Ancak yumuşamadan taraflar ne anlıyor? Saray’ın ne anladığı yeterince açık, fakat aynı şeyi CHP için söylemek zordur. Erdoğan sertleşme potansiyeline sahip muhalefete “yumuşayın” demek istiyor. En başta ekonomik sorunlar olmak üzere iktidarın uygulamak zorunda olduğu tedbirlerin yaratacağı öfkenin muhalefetin de yardımıyla yatıştırılması Saray’ın yumuşama taktiğinin bel kemiğini oluşturuyor. Büyük bir olasılıkla CHP yumuşamadan, yoksullaşan halka iktidarın bazı kolaylıklar göstermesini ve anayasaya uyma talebiyle başta gezi tutuklularının bırakılması gibi keyfî uygulamalara son verilmesini anlıyor. Bu ve buna benzer konuların basit pazarlıklarla çözümlenemeyeceği açıktır. Yumuşamanın altında aslında “anayasa değişikliği” isimli bir mayın duruyor. Bu sürecin çok zorlu işleyeceği biliniyor. Saray’ın yumuşamadan muradı kendine karşı yükselme potansiyeline sahip halkların öfkesinin “muhalefet” tarafından yumuşatılması dileğidir. Bu gerçeklik “yeni dönemin” yolunun çok engebeli olduğunu gösteriyor.

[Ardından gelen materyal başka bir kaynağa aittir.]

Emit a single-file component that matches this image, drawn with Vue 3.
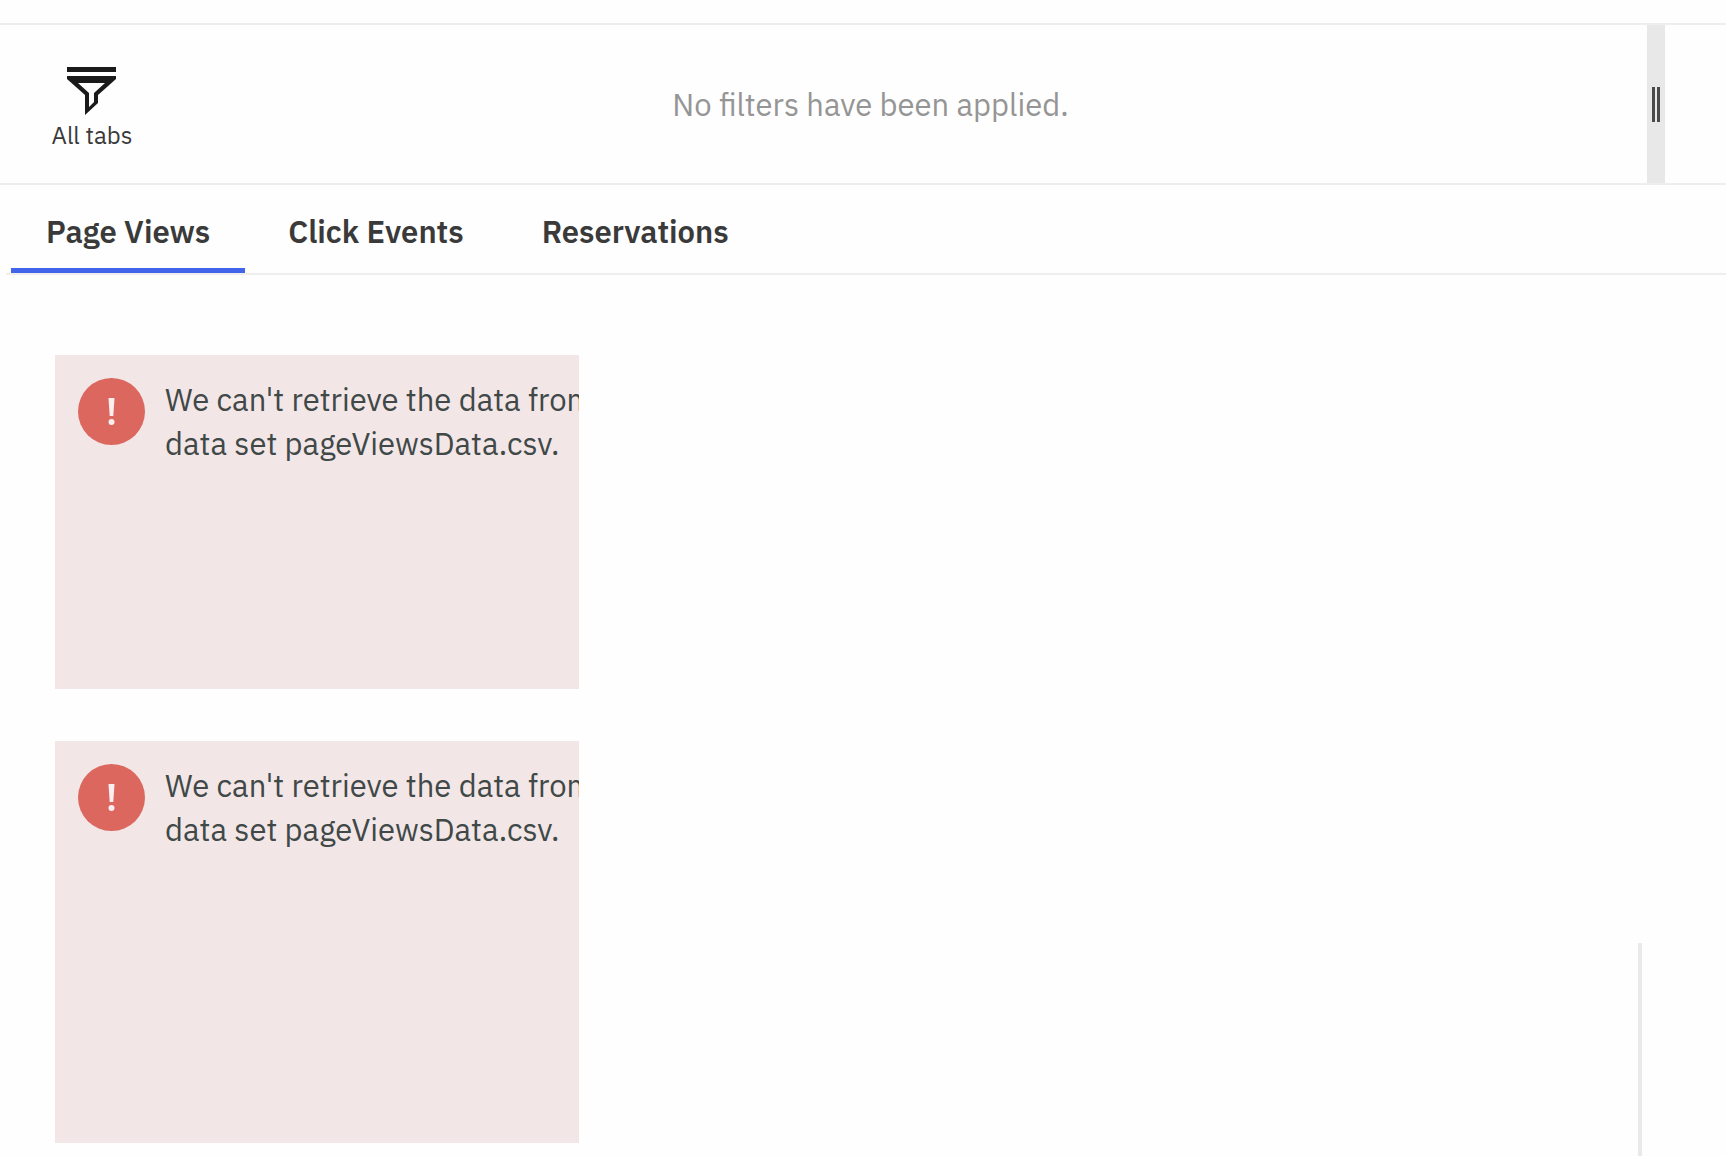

Yumuşamada bir önemli sorun daha vardır. 1 Mayıs’ı Taksim’de kutlama eylemi sırasında kendini ortaya koyan bu gerçeklik yumuşamanın başka bir derinliğini ortaya koymuştur. DİSK daha önceki senelerin aksine kutlama için hemen hiçbir sosyalist ve devrimci örgütlenme ile temasa geçmemiştir. Eylem için işleyen bir organizasyon kurulmamıştır. Bunun için gerek hazırlık gerekse eylem sırasında sendikalar ve diğer örgütlenmelerin işleyen bir bağlantısı olmamıştır. Devletin engellemesi karşısında bir ortak taktik kurmak mümkün olmamıştır. DİSK ve CHP kendi tavırlarını açıklayarak eyleme son vermişlerdir.
Bu basit bir irtibatsızlık sorunu değil, tam tersine yumuşama süreci eğer olacaksa nasıl gelişeceğinin bir işaretidir. DİSK ve CHP eylemin sınırlarını kendileri çizmiş ve öyle davranmışlardır. Buradan çıkan sonuç çok açıktır. “Yumuşama sürecinde” iktidara karşı tepkinin davranış sınırlarını diğer devrimci güçleri dikkate almadan CHP’nin belirleyeceğinin işareti 1 Mayıs eyleminde verilmiştir.
Seçim süreci eksiklerine rağmen bir biçimde yaşandı ve ortaya yeni bir siyasal denge çıktı. Bu siyasi durumda güçlerin dayanışma ve ittifakının önemi çok daha artmıştır. Eğer “yumuşama” sürecini bir yandan Saray şekillendirecek; diğer yandan muhalif güçlerin taktik ve eylemlerinin sınırı CHP (DİSK) tarafından çizilecekse, bunlar Kılıçdaroğlu günlerine geri dönmek anlamına gelir. Sokaktan korku, muhalif güçlerin iyi bir örgütlenmesini yaratmak yerine yersiz beklentilere kapılmak, elde edilen küçük kazançların da kaybına yol açar.
Önümüzdeki süreç devrimci demokrat örgütlenmelerin bir ağırlık merkezi yaratacak ölçüde güçlü bir ittifak kurmalarını her zamankinden fazla gerektiriyor. Aksi durumda “yumuşama” bütün hantallığı ve ağırlığı ile devrimci demokrat güçlerin üstüne çökebilir.